Looking at safety and actual physical capabilities, I know Sienna would be best in the modified class, but does that feed her spirit?

If she goes into the non-modified class and can’t keep up with the other girls, is she going to get even more frustrated?

Being pretty unfamiliar with cheerleading, I have to guess on what to expect.  So far I’m leaning towards checking into enrolling her into a younger aged class that might closely match her physical abilities, but will challenge her to keep up with those who are more advanced than she is.  However, putting her around younger girls isn’t going to inspire her to mature.

Now do you see why I’m stuck?  Do I put her in the modified class and allow her to help the others and be a leader in the class; do I put her in a younger aged class to test it out; or do I put her in something else altogether? (I’ve always tried to get her to opt for the dance team rather than cheerleading, but she doesn’t seem too excited about that alternative.)

Suggestions?

Grown Up Little Girls


So, I caught the first half of ABC’s The Revolution a week or so ago.  They were discussing how much reality show is affecting tweens and teens lately.

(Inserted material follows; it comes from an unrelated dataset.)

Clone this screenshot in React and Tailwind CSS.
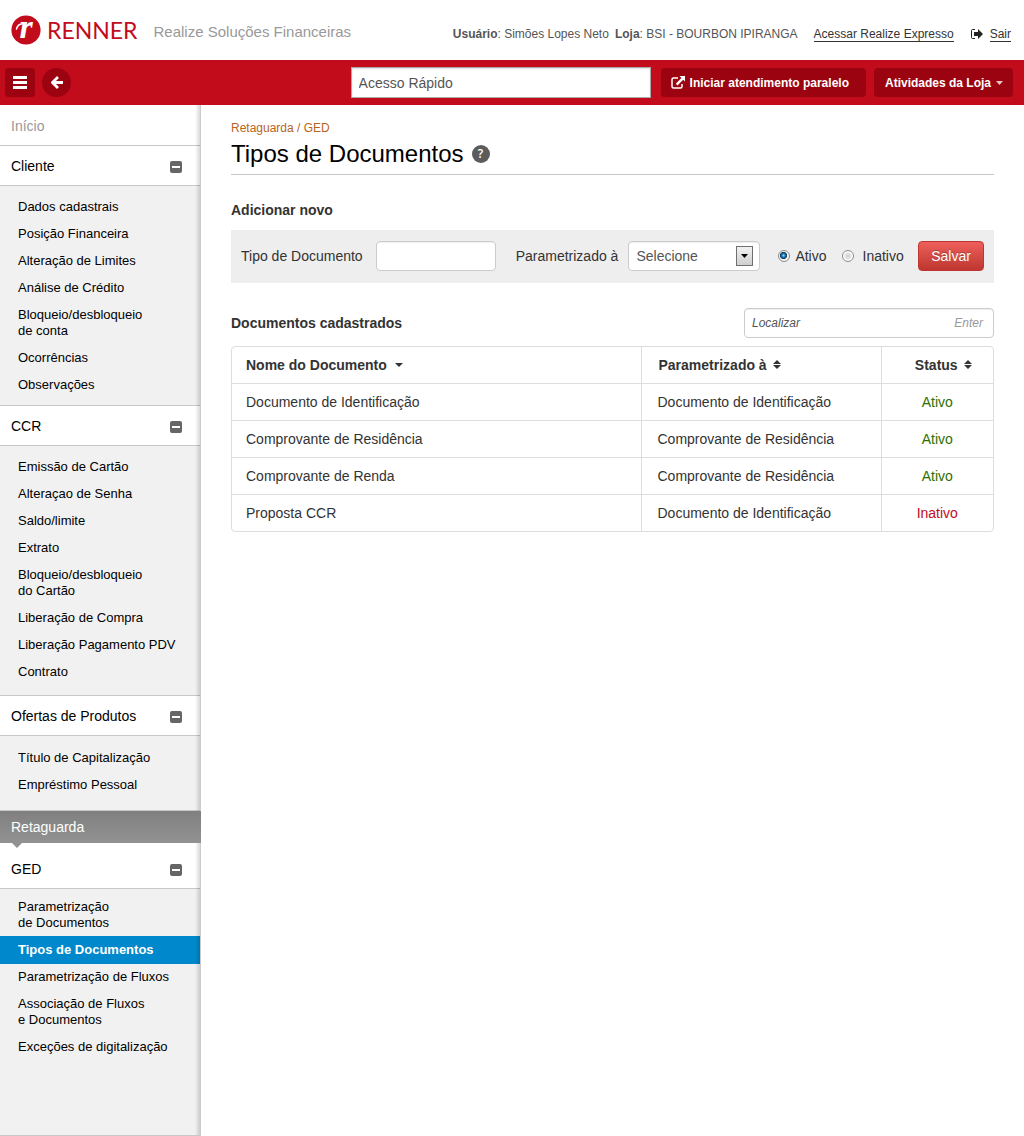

I know that society’s views of modest dress have evolved throughout the years, but what they’re seeing that’s a bit different than before is that the more adult dressing style is being donned by younger and younger girls.

Girls are showing more skin than ever which is especially concerning considering girls are developing earlier than ever before.  They feel like women, they’re starting to look like women, so they want to dress like women.

As we walk down the halls of the mall, I see young girls around 8-years-old dressing like 16-year-olds.  It’s not hard to see why.  The stores are full of grown-up like options.  One clothing store was recently controversial because of the push-up bras for tweens.  I’m not really sure what the store was thinking with that choice.

How are we to guide our young girls to dress appropriately?  How are we to teach them about how their dress affects how they’re perceived?

For me personally, though, I’m actually a bit glad that some of these options are available for us.

As a 13-year-old Primordial Dwarf, Sienna isn’t the same size as other 13-year-olds.  She is tired of having to wear clothes styled for a 7-year-old.  Sometimes she even has to wear clothes that are size 2T in the instance of skirts and athletic shorts.

So, for us, more grown up clothing for younger girls is a plus.  We’ve even been able to find high heels for her!  As Sienna gets older and it is age-appropriate for her to wear these more mature styles, I’m going to be glad they’re available so we don’t have to have custom-made clothes.

Do you have a young daughter who wants to dress older?  How do you handle it?